Ha avuto il suo peso anche il fatto che Riina non ha mai perso il suo ruolo di leader. «È ancora in grado di intervenire nelle logiche di Cosa Nostra». «La lucidità palesata e la tipologia dei delitti commessi in passato (di cui è stato spesso il mandante e non l'esecutore materiale) scrivono i giudici - fanno sì che non si possa ritenere che le condizioni di salute complessivamente considerate, anche congiuntamente all'età, siano tali da ridurre del tutto il pericolo che lo stesso possa commettere ulteriori gravi delitti (anche della stessa indole di quelli per cui è stato condannato)».

La decisione arriva nel giorno in cui i carabinieri del Ros e del Comando provinciale di Palermo e Trapani hanno effettuato un sequestro beni riconducibili a Riina, alla moglie e ai figli Giuseppe, Salvatore, Maria Concetta e Lucia per 1,5 milioni. Società, ville, 38 rapporti bancari e terreni a Palermo e Trapani. A far scattare l'inchiesta sono stati i redditi dichiarati da Riina e dai congiunti, che hanno fatto ipotizzare l'utilizzo di risorse finanziarie illecite. Ed è emersa una continuativa disponibilità di contanti della famiglia, in particolar modo della moglie che, malgrado i sequestri di beni subiti e a fronte dell'assenza di redditi, ha emesso dal 2007 al 2013 assegni per oltre 42mila euro a favore dei congiunti detenuti.

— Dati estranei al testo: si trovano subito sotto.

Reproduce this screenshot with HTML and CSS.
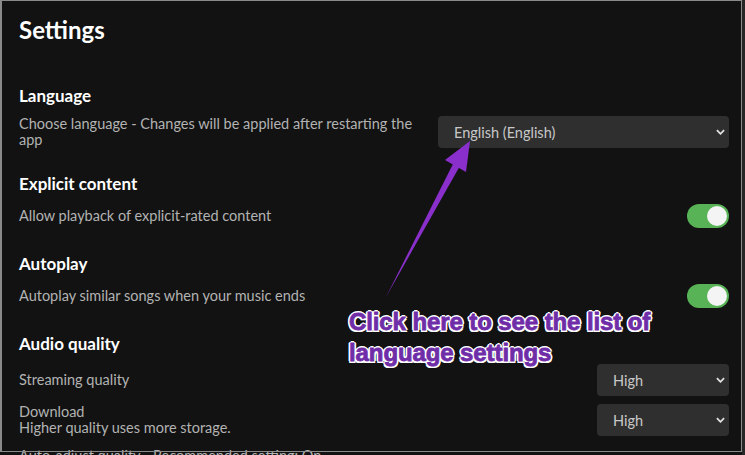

Il sequestro comprende anche la villa a Mazara del Vallo, in cui, nei periodi estivi, Riina avrebbe trascorso la latitanza con la famiglia. Dopo la cattura nel gennaio del 1993, il boss l'ha ceduta al fratello Gaetano con un fittizio contratto di locazione. Nel gennaio del 1984 Gaetano subì la confisca con provvedimento del giudice Alberto Giacomelli di Trapani. I corleonesi lo uccisero il 14 settembre 1988. Per l'omicidio Riina è stato condannato all'ergastolo. Sono stati individuati beni in provincia di Lecce e Brindisi intestati ad Antonino Ciavarello, genero di Riina.

E il tribunale di Palermo ha sottoposto ad amministrazione giudiziaria per 6 mesi l'azienda agricola dell'ente Santuario Maria Santissima del Rosario di Corleone, per un terreno gestito dai Riina.